In Anbetracht der Tatsache, dass Hirschhorn mit Packpapier, Schnürbändeln, Zeitschriften, Ausschnitten aus Zeitungen, deren Druckerschwärze unter dem Licht verschwindet, arbeitet, ist diese Aussage eine Überraschung.
Dass jedes Kunstwerk für die Ewigkeit gemacht sei, wie Hirschhorn sagt, ist eine Herausforderung, mit der sich Restauratoren täglich auseinandersetzen müssen, wenn sie mit vergänglichen Materialien zu tun haben.
Jedes Mal anders
«Ein Kunstwerk erfindet Zeit», erklärt Hirschhorn. Er wurde gefragt, ob er sich vorstellen könnte, dass seine Werke kopiert würden, um die Lebensdauer zu verlängern. «Weil mein Werk nicht verschwindet, braucht es auch keine Kopien», antwortete Hirschhorn.

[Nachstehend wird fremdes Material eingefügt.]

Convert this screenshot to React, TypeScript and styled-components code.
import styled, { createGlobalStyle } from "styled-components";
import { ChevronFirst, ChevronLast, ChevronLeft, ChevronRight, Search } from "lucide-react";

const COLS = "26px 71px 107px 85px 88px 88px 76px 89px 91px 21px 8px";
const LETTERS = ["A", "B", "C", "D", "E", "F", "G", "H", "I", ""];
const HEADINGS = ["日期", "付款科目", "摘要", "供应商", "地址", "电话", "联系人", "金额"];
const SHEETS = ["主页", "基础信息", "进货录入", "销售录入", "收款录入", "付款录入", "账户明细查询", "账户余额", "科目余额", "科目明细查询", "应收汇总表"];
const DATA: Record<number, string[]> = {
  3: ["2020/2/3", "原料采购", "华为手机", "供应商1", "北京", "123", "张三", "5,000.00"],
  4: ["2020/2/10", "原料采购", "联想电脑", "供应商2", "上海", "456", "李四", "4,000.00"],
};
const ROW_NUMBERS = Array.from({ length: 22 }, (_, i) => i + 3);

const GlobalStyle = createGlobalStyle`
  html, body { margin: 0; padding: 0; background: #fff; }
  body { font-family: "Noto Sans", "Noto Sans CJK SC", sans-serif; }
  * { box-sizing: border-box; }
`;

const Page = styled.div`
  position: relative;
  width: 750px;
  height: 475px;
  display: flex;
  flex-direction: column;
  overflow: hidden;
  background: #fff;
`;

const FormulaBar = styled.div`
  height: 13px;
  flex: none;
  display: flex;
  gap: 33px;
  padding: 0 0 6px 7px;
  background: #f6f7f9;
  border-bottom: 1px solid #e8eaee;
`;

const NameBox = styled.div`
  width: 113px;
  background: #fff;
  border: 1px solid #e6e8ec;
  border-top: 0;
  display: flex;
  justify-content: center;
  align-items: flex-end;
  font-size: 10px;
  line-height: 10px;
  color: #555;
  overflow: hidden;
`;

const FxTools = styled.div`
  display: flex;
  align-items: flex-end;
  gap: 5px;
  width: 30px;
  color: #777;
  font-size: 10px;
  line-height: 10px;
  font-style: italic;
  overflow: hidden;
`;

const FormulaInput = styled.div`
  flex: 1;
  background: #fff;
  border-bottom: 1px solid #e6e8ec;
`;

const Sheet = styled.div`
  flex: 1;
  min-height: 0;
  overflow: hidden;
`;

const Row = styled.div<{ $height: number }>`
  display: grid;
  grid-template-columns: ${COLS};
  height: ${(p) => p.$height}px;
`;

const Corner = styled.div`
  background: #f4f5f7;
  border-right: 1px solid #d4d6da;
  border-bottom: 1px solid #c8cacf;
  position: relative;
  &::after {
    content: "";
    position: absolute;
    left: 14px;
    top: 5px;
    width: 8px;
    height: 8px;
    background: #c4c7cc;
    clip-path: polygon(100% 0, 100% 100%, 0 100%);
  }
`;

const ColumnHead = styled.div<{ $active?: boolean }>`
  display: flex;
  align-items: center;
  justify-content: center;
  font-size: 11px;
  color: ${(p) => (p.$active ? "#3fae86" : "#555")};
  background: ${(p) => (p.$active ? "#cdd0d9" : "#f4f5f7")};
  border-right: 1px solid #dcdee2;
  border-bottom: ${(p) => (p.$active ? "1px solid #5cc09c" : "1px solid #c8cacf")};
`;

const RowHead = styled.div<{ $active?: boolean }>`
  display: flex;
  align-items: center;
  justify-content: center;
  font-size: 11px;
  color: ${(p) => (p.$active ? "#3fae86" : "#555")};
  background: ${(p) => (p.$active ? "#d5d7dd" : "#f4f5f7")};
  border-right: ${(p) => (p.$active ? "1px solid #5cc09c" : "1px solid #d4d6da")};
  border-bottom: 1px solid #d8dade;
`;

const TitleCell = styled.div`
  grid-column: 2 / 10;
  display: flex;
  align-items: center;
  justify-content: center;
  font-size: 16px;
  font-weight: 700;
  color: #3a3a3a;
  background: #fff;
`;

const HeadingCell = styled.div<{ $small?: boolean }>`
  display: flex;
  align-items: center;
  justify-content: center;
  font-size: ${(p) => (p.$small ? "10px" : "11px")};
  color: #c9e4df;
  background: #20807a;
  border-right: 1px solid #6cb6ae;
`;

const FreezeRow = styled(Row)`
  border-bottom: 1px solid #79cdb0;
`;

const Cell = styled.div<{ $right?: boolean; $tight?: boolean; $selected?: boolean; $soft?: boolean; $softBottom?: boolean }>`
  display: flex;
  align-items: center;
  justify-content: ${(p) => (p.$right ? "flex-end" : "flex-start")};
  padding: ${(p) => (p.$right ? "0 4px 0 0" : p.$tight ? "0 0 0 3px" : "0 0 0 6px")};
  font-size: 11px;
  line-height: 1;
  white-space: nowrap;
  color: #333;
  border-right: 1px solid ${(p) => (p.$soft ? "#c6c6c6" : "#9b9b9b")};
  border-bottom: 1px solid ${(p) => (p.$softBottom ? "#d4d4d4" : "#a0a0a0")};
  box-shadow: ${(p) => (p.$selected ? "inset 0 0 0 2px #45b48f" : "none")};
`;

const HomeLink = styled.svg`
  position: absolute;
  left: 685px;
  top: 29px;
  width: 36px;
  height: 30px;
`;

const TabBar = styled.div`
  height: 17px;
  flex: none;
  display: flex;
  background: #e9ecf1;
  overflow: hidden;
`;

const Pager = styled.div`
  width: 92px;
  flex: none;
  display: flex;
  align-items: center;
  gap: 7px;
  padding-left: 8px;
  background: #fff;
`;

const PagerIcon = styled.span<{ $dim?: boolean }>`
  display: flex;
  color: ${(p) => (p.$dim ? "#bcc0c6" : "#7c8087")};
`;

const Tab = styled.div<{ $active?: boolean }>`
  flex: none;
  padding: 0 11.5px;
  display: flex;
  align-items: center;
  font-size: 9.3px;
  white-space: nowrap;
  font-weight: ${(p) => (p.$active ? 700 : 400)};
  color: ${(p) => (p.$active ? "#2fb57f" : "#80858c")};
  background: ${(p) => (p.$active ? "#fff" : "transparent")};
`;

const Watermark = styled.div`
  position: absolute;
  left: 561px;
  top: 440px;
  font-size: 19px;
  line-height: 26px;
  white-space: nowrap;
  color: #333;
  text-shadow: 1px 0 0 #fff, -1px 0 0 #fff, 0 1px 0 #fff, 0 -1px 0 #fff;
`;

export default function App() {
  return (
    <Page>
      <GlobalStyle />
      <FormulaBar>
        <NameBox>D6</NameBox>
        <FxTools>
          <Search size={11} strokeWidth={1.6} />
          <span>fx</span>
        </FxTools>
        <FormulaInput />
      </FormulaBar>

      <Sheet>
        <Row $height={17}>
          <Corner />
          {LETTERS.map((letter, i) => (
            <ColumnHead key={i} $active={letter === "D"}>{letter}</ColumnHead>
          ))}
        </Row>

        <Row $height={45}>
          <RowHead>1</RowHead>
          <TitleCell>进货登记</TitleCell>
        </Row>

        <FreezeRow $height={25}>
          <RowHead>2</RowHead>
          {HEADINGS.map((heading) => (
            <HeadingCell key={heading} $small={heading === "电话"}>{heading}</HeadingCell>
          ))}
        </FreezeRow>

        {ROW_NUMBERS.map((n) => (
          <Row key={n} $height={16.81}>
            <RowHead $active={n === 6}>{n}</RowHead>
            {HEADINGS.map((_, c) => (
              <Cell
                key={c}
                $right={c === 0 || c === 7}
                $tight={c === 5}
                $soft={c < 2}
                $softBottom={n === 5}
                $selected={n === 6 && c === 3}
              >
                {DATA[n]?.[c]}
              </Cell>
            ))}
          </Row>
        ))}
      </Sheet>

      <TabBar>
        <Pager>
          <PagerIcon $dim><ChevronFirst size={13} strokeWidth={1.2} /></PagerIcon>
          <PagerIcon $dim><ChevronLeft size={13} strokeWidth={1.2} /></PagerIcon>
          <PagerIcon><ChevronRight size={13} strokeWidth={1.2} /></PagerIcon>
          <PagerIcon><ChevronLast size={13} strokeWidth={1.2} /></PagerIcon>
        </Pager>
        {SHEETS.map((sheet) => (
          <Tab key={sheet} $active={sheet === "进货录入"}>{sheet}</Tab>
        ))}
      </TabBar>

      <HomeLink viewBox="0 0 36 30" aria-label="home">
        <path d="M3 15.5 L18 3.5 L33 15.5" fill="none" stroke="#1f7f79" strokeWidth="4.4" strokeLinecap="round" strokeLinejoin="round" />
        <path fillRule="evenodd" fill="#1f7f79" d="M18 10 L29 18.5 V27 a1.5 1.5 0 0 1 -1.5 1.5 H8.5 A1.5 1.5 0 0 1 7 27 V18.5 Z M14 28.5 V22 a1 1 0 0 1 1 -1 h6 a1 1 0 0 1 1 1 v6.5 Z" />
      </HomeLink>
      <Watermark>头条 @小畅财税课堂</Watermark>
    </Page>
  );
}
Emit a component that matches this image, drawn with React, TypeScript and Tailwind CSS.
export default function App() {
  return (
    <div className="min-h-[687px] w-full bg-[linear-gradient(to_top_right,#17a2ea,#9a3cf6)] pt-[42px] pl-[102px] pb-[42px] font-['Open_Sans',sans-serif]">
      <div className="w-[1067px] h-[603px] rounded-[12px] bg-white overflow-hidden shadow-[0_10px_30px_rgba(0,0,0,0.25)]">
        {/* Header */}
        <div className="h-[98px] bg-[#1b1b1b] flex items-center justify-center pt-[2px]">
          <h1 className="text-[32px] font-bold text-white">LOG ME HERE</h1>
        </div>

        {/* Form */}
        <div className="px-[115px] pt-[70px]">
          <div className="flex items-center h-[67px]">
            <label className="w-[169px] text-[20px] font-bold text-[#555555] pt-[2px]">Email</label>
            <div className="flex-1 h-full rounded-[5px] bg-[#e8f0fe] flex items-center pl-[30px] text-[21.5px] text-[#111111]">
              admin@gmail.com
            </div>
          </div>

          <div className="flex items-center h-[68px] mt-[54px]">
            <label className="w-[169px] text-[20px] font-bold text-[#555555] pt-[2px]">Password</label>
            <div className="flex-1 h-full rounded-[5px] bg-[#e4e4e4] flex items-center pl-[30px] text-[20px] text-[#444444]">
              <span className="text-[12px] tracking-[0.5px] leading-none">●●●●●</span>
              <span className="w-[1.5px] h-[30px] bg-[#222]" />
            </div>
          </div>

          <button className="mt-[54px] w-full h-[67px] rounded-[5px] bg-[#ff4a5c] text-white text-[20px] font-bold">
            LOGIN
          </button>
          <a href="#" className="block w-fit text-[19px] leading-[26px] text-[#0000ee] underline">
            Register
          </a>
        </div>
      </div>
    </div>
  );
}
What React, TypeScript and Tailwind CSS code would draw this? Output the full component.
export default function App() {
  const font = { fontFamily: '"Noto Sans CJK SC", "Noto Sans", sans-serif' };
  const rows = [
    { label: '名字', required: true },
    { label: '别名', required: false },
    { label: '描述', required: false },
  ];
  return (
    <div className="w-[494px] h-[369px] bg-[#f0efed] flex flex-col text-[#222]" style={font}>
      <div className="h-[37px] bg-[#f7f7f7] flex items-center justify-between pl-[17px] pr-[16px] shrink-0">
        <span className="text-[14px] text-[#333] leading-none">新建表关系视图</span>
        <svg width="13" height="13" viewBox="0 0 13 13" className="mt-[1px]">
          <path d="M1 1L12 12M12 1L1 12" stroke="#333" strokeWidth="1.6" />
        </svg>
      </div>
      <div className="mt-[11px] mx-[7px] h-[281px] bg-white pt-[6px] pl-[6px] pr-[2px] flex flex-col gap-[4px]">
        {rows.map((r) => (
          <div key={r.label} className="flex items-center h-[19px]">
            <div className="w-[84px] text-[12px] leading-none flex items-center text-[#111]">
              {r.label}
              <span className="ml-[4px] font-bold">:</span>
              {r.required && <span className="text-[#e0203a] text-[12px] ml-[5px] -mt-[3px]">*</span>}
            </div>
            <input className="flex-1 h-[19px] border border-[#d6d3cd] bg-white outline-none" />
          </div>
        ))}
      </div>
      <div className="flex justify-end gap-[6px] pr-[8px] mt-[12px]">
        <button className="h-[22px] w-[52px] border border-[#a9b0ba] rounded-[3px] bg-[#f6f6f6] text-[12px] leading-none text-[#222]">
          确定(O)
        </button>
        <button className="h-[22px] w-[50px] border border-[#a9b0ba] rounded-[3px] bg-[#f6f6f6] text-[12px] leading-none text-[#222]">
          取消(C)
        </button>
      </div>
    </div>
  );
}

Andere Künstler denken anders und begrüssen die Möglichkeit, ihre Werke von Restauratoren auffrischen zu lassen. Sarkis, der zeitgenössische Konzeptkünstler, der im Jahr 2011 in Genf ausgestellt hat, akzeptiert, dass sein Werk von der Umgebung, in der es ausgestellt ist, verformt wird. Die Kuratorin Sophie Costes erklärte, dass der Künstler seine Installation al seine Art musikalische Partition betrachtet, die jedes Mal anders gespielt werden kann.
Retten oder nicht retten
«Kunst ist in Bewegung und es ist unsere Aufgabe, sie lebendig zu behalten» erklärte Costes. «Wir müssen offen sei, aber wir müssen auch akzeptieren, dass nicht jede Art von Kunst für Überleben gemacht ist. Wenn alle Kunstwerke der Vergangenheit konserviert worden wären, hätte es nie Platz gegeben für etwas Neues.»
Ein Restaurator von zeitgenössischer Kunst muss sich mit unstabilen Materialien wie Polyurethan, Industrie-Vaseline, Schokolade, Wachs, Filz, Fett, Kaugummi, toten Tieren oder Pflanzen beschäftigen.
Dazu kommen Erosion und Korrosion von verschiedenen Materialien und die Restaurierung von Elektronik, Fotografien und ausiovisuellen Material.
Bei gewissen Skulpturen –etwa von Tinguely oder Calder – müssen auch Klangbilder restauriert werden.